Home arrow News & Events arrow EM Sleuth arrow Guys with Gears Loose
Guys with Gears Loose PDF Print E-mail

‘I . . . can . . . do . . . that.”

These four unimposing words, when strung together to make a simple declarative sentence (before actually thinking about the question at hand) can cause more trouble than you might ever imagine. Flowing so effortlessly between the lips the words are gone in a microsecond, typically to places from which they cannot be retrieved.

This is exactly what Joe Edwards, president of Smart Part Inspection, said to his best customer when he was asked if he could measure a box of gears for him. And why shouldn’t he measure a box of gears and make his customer happy?  After all, Joe Edwards was a measurement wizard—so good that customers flocked to him when he left Parts R Us manufacturing to start his own contract inspection business.

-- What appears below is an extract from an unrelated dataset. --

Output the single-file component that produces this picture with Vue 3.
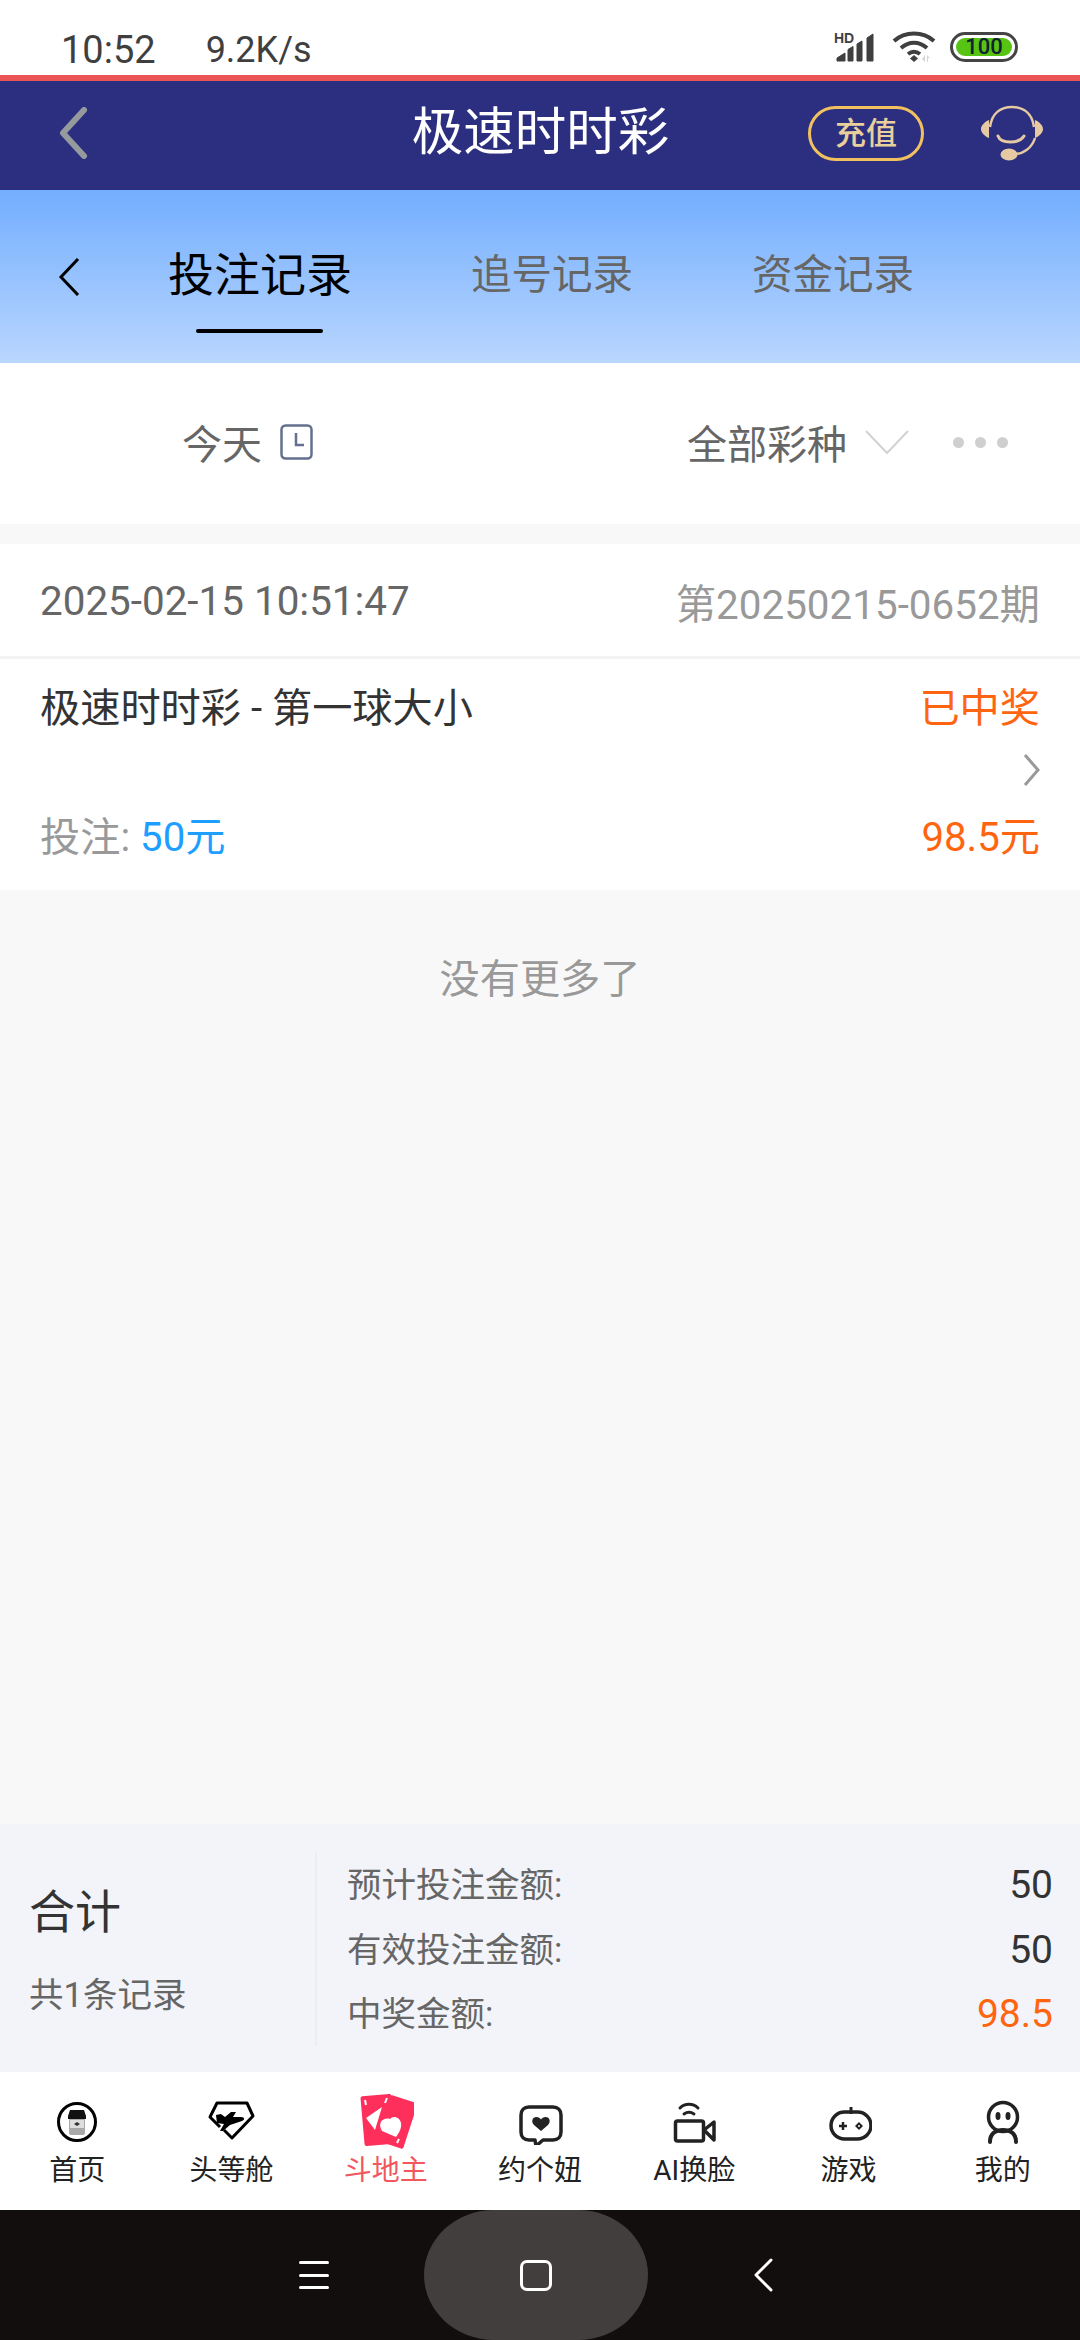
<script setup>
const tabs = [
  { label: '首页', icon: 'home' },
  { label: '头等舱', icon: 'plane' },
  { label: '斗地主', icon: 'cards', active: true },
  { label: '约个妞', icon: 'heart' },
  { label: 'AI换脸', icon: 'camera' },
  { label: '游戏', icon: 'game' },
  { label: '我的', icon: 'me' }
]
const rows = [
  { label: '预计投注金额:', value: '50' },
  { label: '有效投注金额:', value: '50' },
  { label: '中奖金额:', value: '98.5', hot: true }
]
</script>

<template>
  <div class="page">
    <div class="status">
      <span class="time">10:52</span>
      <span class="speed">9.2K/s</span>
      <div class="status-icons">
        <svg class="sig" width="44" height="36" viewBox="0 0 44 36">
          <text x="0" y="14" class="hd">HD</text>
          <path d="M3 32v-3l8-5v8zM14 32V20.500l5-3V32zM23 32V15l5-3v20zM33 32V9l6-4v27z" fill="#3f3f3f" stroke="#3f3f3f" stroke-linejoin="round"/>
        </svg>
        <svg width="44" height="32" viewBox="0 0 44 32">
          <path d="M2 10C13 0 31 0 42 10M9 17c8-7 18-7 26 0M16 23c4-3 8-3 12 0" fill="none" stroke="#3f3f3f" stroke-width="4"/>
          <path d="M22 24l4 3.500-4 3.500-4-3.500z" fill="#3f3f3f"/>
          <path d="M33 24v7l-3-3zM35 24l3 3h-2v4h-1z" fill="#d4d4d4"/>
        </svg>
        <div class="battery"><div class="level">100</div></div>
      </div>
    </div>

    <header class="head">
      <svg class="head-back" width="29" height="52" viewBox="0 0 29 52">
        <path d="M25 3L4 26l21 23" fill="none" stroke="#959a9c" stroke-width="6" stroke-linecap="round" stroke-linejoin="round"/>
      </svg>
      <div class="head-title">极速时时彩</div>
      <div class="head-right">
        <div class="recharge">充值</div>
        <svg width="64" height="56" viewBox="0 0 64 56">
          <path d="M10 22C12 8 21 2 32 2s20 6 22 20" fill="none" stroke="#e6c9a3" stroke-width="2.500"/>
          <path d="M9 15v18C4 31 1 27 1 24s3-7 8-9zM55 15v18c5-2 8-6 8-9s-3-7-8-9z" fill="#e6c9a3"/>
          <path d="M18 31c3 8 21 8 26 0" fill="none" stroke="#e6c9a3" stroke-width="3" stroke-linecap="round"/>
          <path d="M55 33c-3 10-12 16-20 16" fill="none" stroke="#e6c9a3" stroke-width="2.500"/>
          <ellipse cx="29" cy="49.500" rx="8.500" ry="6" fill="#e6c9a3"/>
        </svg>
      </div>
    </header>

    <nav class="tabs">
      <svg class="tabs-back" width="22" height="38" viewBox="0 0 22 38">
        <path d="M20 1L3 19l17 18" fill="none" stroke="#000" stroke-width="3"/>
      </svg>
      <div class="tab tab-on">投注记录<span class="bar"></span></div>
      <div class="tab tab-2">追号记录</div>
      <div class="tab tab-3">资金记录</div>
    </nav>

    <section class="filter">
      <div class="filter-item">
        <span>今天</span>
        <svg width="33" height="36" viewBox="0 0 33 36">
          <rect x="1.500" y="1.500" width="30" height="33" rx="4" fill="none" stroke="#63718f" stroke-width="2.500"/>
          <path d="M16 9v12h8" fill="none" stroke="#63718f" stroke-width="2.500"/>
        </svg>
      </div>
      <div class="filter-right">
        <span>全部彩种</span>
        <svg class="chev" width="44" height="24" viewBox="0 0 44 24">
          <path d="M1 1l21 22L43 1" fill="none" stroke="#d2d2d2" stroke-width="2"/>
        </svg>
        <div class="dots"><i></i><i></i><i></i></div>
      </div>
    </section>

    <section class="record">
      <div class="record-top">
        <span class="date">2025-02-15 10:51:47</span>
        <span class="issue">第20250215-0652期</span>
      </div>
      <div class="record-body">
        <div class="line">
          <span class="game">极速时时彩 - 第一球大小</span>
          <span class="hot">已中奖</span>
        </div>
        <svg class="more" width="17" height="32" viewBox="0 0 17 32">
          <path d="M2 1l13 15L2 31" fill="none" stroke="#999" stroke-width="3"/>
        </svg>
        <div class="line">
          <span class="bet">投注: <b>50元</b></span>
          <span class="hot">98.5元</span>
        </div>
      </div>
    </section>

    <main class="rest">没有更多了</main>

    <section class="summary">
      <div class="sum-left">
        <div class="sum-title">合计</div>
        <div class="sum-count">共1条记录</div>
      </div>
      <div class="sum-right">
        <div v-for="r in rows" :key="r.label" class="sum-row">
          <span class="sum-label">{{ r.label }}</span>
          <span :class="['sum-val', { 'sum-hot': r.hot }]">{{ r.value }}</span>
        </div>
      </div>
    </section>

    <footer class="tabbar">
      <div v-for="t in tabs" :key="t.label" :class="['tb', { 'tb-on': t.active }]">
        <svg v-if="t.icon === 'home'" class="ic" width="46" height="46" viewBox="0 0 46 46">
          <circle cx="23" cy="23" r="18.500" fill="none" stroke="#000" stroke-width="3"/>
          <rect x="15" y="19" width="16" height="17" rx="2" fill="#a9a9a9"/>
          <rect x="16" y="21" width="14" height="8" fill="#dedede"/>
          <path d="M23 23l3 2-3 2-3-2z" fill="#333"/>
          <path d="M14 17h18v3H14zM16 11h14l2 6H14z" fill="#111"/>
        </svg>
        <svg v-else-if="t.icon === 'plane'" class="ic" width="48" height="46" viewBox="0 0 48 46">
          <path d="M13 28L3 18 10 4H40L46 17 25 39 17 31" fill="none" stroke="#000" stroke-width="3" stroke-linejoin="round"/>
          <path d="M9 16l5-1 4 3 6-5h5l-3 5 8 0c4 0 4 3 1 4l-12 4-7 6h-3l4-7-7-1z" fill="#000"/>
        </svg>
        <svg v-else-if="t.icon === 'cards'" class="ic cards" width="56" height="56" viewBox="0 0 56 56">
          <rect x="-14" y="-24" width="28" height="48" rx="2" transform="translate(39 29) rotate(18)" fill="#ff2f5b"/>
          <rect x="-15.500" y="-25" width="31" height="50" rx="2" transform="translate(20 27) rotate(-5)" fill="#ff2f5b"/>
          <path d="M8 25l16-11-7 23z" fill="#fff"/>
          <path d="M38 44l-14-6c-5-8 1-14 8-12 3-4 10-2 11 4 1 5-2 10-5 14z" fill="#fff"/>
          <path d="M7 7l1 5M29 5l-2 5M41 46l-2 4" stroke="#fff" stroke-width="2" fill="none"/>
        </svg>
        <svg v-else-if="t.icon === 'heart'" class="ic" width="46" height="46" viewBox="0 0 46 46">
          <path d="M12 8h24c5 0 8 3 8 8v17c0 5-3 8-8 8H26l-7 6-1-6h-6c-5 0-8-3-8-8V16c0-5 3-8 8-8z" fill="none" stroke="#222" stroke-width="3.500" stroke-linejoin="round"/>
          <path d="M24 32l-7-6c-3-3-2-8 2.500-8 2 0 3.500 1 4.500 2.500 1-1.500 2.500-2.500 4.500-2.500 4.500 0 5.500 5 2.500 8z" fill="#222"/>
        </svg>
        <svg v-else-if="t.icon === 'camera'" class="ic" width="46" height="46" viewBox="0 0 46 46">
          <path d="M9 9c5-5 13-5 18 0M13 15c3-2 7-2 10 0" fill="none" stroke="#222" stroke-width="3" stroke-linecap="round"/>
          <rect x="4.500" y="22" width="28" height="20" rx="2" fill="none" stroke="#222" stroke-width="3.500"/>
          <path d="M33 31l10-8v18z" fill="none" stroke="#222" stroke-width="3.500" stroke-linejoin="round"/>
        </svg>
        <svg v-else-if="t.icon === 'game'" class="ic" width="46" height="46" viewBox="0 0 46 46">
          <path d="M25 8v7" stroke="#222" stroke-width="3"/>
          <rect x="5" y="13" width="40" height="27" rx="13.500" fill="none" stroke="#222" stroke-width="3.500"/>
          <path d="M13 27h8M17 23v8" stroke="#222" stroke-width="2.500"/>
          <path d="M33 23l4 4-4 4-4-4z" fill="#222"/>
          <circle cx="33" cy="27" r="1" fill="#fff"/>
        </svg>
        <svg v-else class="ic" width="46" height="46" viewBox="0 0 46 46">
          <circle cx="23" cy="18" r="14.500" fill="none" stroke="#222" stroke-width="3.500"/>
          <ellipse cx="18" cy="17" rx="2.500" ry="4" fill="#222"/>
          <ellipse cx="28" cy="17" rx="2.500" ry="4" fill="#222"/>
          <path d="M10 43c0-9 6-12 13-12s13 3 13 12" fill="none" stroke="#222" stroke-width="4" stroke-linecap="round"/>
        </svg>
        <span class="tb-label">{{ t.label }}</span>
      </div>
    </footer>

    <div class="sysnav">
      <div class="menu"><i></i><i></i><i></i></div>
      <div class="pill"><span class="sq"></span></div>
      <svg width="20" height="34" viewBox="0 0 20 34">
        <path d="M18 2L3 17l15 15" fill="none" stroke="#fff" stroke-width="3" stroke-linecap="round" stroke-linejoin="round"/>
      </svg>
    </div>
  </div>
</template>

<style scoped>
.page {
  width: 1080px;
  height: 2340px;
  display: flex;
  flex-direction: column;
  background: #f8f8f8;
  font-family: Roboto, "Noto Sans CJK SC", sans-serif;
  overflow: hidden;
}
.status {
  height: 75px;
  flex: none;
  background: #fff;
  display: flex;
  align-items: center;
  padding: 24px 62px 0 61px;
  box-sizing: border-box;
  color: #3f3f3f;
  font-size: 36px;
}
.time { font-size: 38px; }
.speed { margin-left: 50px; }
.status-icons {
  margin-left: auto;
  display: flex;
  align-items: center;
  gap: 14px;
  margin-top: -6px;
}
.hd { font: 700 14px "Liberation Sans", sans-serif; fill: #3f3f3f; }
.battery {
  width: 68px;
  height: 30px;
  box-sizing: border-box;
  border: 3px solid #444;
  border-radius: 15px;
  padding: 3px;
  background: #fff;
}
.level {
  height: 100%;
  background: #57c312;
  border-radius: 9px;
  color: #123;
  font: 500 22px/18px Roboto, sans-serif;
  text-align: center;
}
.head {
  height: 115px;
  flex: none;
  box-sizing: border-box;
  border-top: 6px solid #ea5455;
  background: #2c2f7f;
  display: grid;
  grid-template-columns: 1fr auto 1fr;
  align-items: center;
  padding: 0 36px 5px 37px;
}
.head-back { margin-left: 22px; }
.head-title { color: #fff; font-size: 51.500px; line-height: 1; }
.head-right {
  justify-self: end;
  display: flex;
  align-items: center;
  gap: 56px;
}
.recharge {
  width: 116px;
  height: 55px;
  box-sizing: border-box;
  border: 3px solid #f1c160;
  border-radius: 28px;
  color: #e9cf9c;
  font-size: 31px;
  font-weight: 500;
  line-height: 49px;
  text-align: center;
}
.tabs {
  height: 173px;
  flex: none;
  background: linear-gradient(#73aefe, #b9d6fe);
  display: flex;
  align-items: center;
  padding: 0 0 4px 58px;
  color: #666;
  box-sizing: border-box;
}
.tabs-back { margin-top: 4px; }
.tab { font-size: 40.500px; line-height: 50px; position: relative; white-space: nowrap; }
.tab-on { color: #000; font-size: 46px; margin-left: 88px; }
.tab-2 { margin-left: 119px; }
.tab-3 { margin-left: 119px; }
.bar {
  position: absolute;
  left: 28px;
  right: 29px;
  top: 79px;
  height: 4px;
  border-radius: 2px;
  background: #000;
}
.filter {
  height: 161px;
  flex: none;
  box-sizing: border-box;
  background: #fff;
  display: flex;
  align-items: center;
  justify-content: space-between;
  padding: 0 72px 3px 182px;
  font-size: 40px;
  color: #666;
}
.filter-item, .filter-right { display: flex; align-items: center; }
.filter-item svg { margin-left: 18px; }
.chev { margin-left: 18px; }
.dots { display: flex; gap: 11px; margin-left: 44px; }
.dots i { width: 11px; height: 11px; border-radius: 50%; background: #cfcfcf; }
.record {
  margin-top: 20px;
  background: #fff;
  flex: none;
}
.record-top {
  height: 112px;
  box-sizing: border-box;
  padding: 2px 40px 0;
  display: flex;
  align-items: center;
  justify-content: space-between;
  font-size: 40.400px;
}
.date { color: #666; }
.issue { color: #999; }
.record-body {
  border-top: 3px solid #f3f3f3;
  height: 234px;
  box-sizing: border-box;
  padding: 25px 40px 0;
  display: flex;
  flex-direction: column;
}
.line {
  display: flex;
  justify-content: space-between;
  font-size: 40.200px;
  line-height: 50px;
  color: #333;
}
.more { align-self: flex-end; margin: 20px 0 27px; }
.hot { color: #ff6510; }
.bet { color: #999; }
.bet b { font-weight: 400; color: #1e9fff; }
.rest {
  flex: 1;
  min-height: 0;
  text-align: center;
  font-size: 40.200px;
  color: #999;
  padding-top: 65px;
  line-height: 50px;
}
.summary {
  height: 248px;
  flex: none;
  background: #f2f4fa;
  display: flex;
  align-items: center;
  box-sizing: border-box;
  padding: 0 27px 0 29px;
}
.sum-left { width: 286px; flex: none; padding-top: 2px; }
.sum-title { font-size: 46px; line-height: 60px; color: #333; }
.sum-count { font-size: 34.500px; line-height: 44px; color: #666; margin-top: 31px; }
.sum-right {
  flex: 1;
  border-left: 2px solid #ebedf2;
  height: 193px;
  padding-left: 30px;
  display: flex;
  flex-direction: column;
  justify-content: space-between;
  margin-top: 2px;
  padding-top: 1px;
}
.sum-row {
  display: flex;
  justify-content: space-between;
  align-items: center;
  line-height: 64px;
}
.sum-label { font-size: 34.500px; color: #666; }
.sum-val { font-size: 39px; color: #333; }
.sum-hot { color: #ff6510; }
.tabbar {
  height: 138px;
  flex: none;
  background: #fff;
  display: grid;
  grid-template-columns: repeat(7, 1fr);
}
.tb {
  display: flex;
  flex-direction: column;
  align-items: center;
  color: #222;
  font-size: 28px;
}
.ic { margin-top: 27px; height: 46px; flex: none; }
.cards { margin-top: 21px; height: 56px; margin-bottom: -4px; }
.tb-label { margin-top: 7px; line-height: 38px; }
.tb-on { color: #f3565d; }
.sysnav {
  height: 130px;
  flex: none;
  background: #120e0e;
  display: flex;
  align-items: center;
  padding-left: 299px;
}
.menu { width: 30px; display: flex; flex-direction: column; gap: 9.500px; }
.menu i { height: 3px; border-radius: 2px; background: #fff; }
.pill {
  width: 224px;
  height: 130px;
  margin: 0 105px 0 95px;
  background: #423e3d;
  border-radius: 70px / 65px;
  display: flex;
  align-items: center;
  justify-content: center;
}
.sq {
  width: 32px;
  height: 31px;
  box-sizing: border-box;
  border: 3px solid #fff;
  border-radius: 7px;
}
</style>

This customer, Shifty Equipment Corporation, was gearing up production for the third sales year of their wildly popular Trail Bounder Snowmobile. Orders were up and fine-tuned manufacturing processes would insure more profitability. One thing they did was to reduce costs by contracting alternate sources for the gearing used in these peppy babies.

gear-sleuth.jpg Unfortunately, some of the transmission assemblies made from these new gears were producing a barely audible but distinctly disconcerting grinding sound not heard in previous years. Both of the new offshore gear suppliers insisted, through a translator, that their gears were not the source of the problem. 

Eager to please, however, each would be more than happy to correct any out-of-spec (or even in-spec) variation that might be causing the problem. They just needed to be told, not in a foreign language, but gear language, exactly what the problem was.

So Joe Edwards returned to his shop with a box of gears – new ones and ones used in the previous years’ production and an armload of prints. He promptly deposited these on the CMM table of his best measurement technician.

“You have a loose gear or something?” groused the technician. “I don’t know how to measure these, let alone generate the evaluation reports.”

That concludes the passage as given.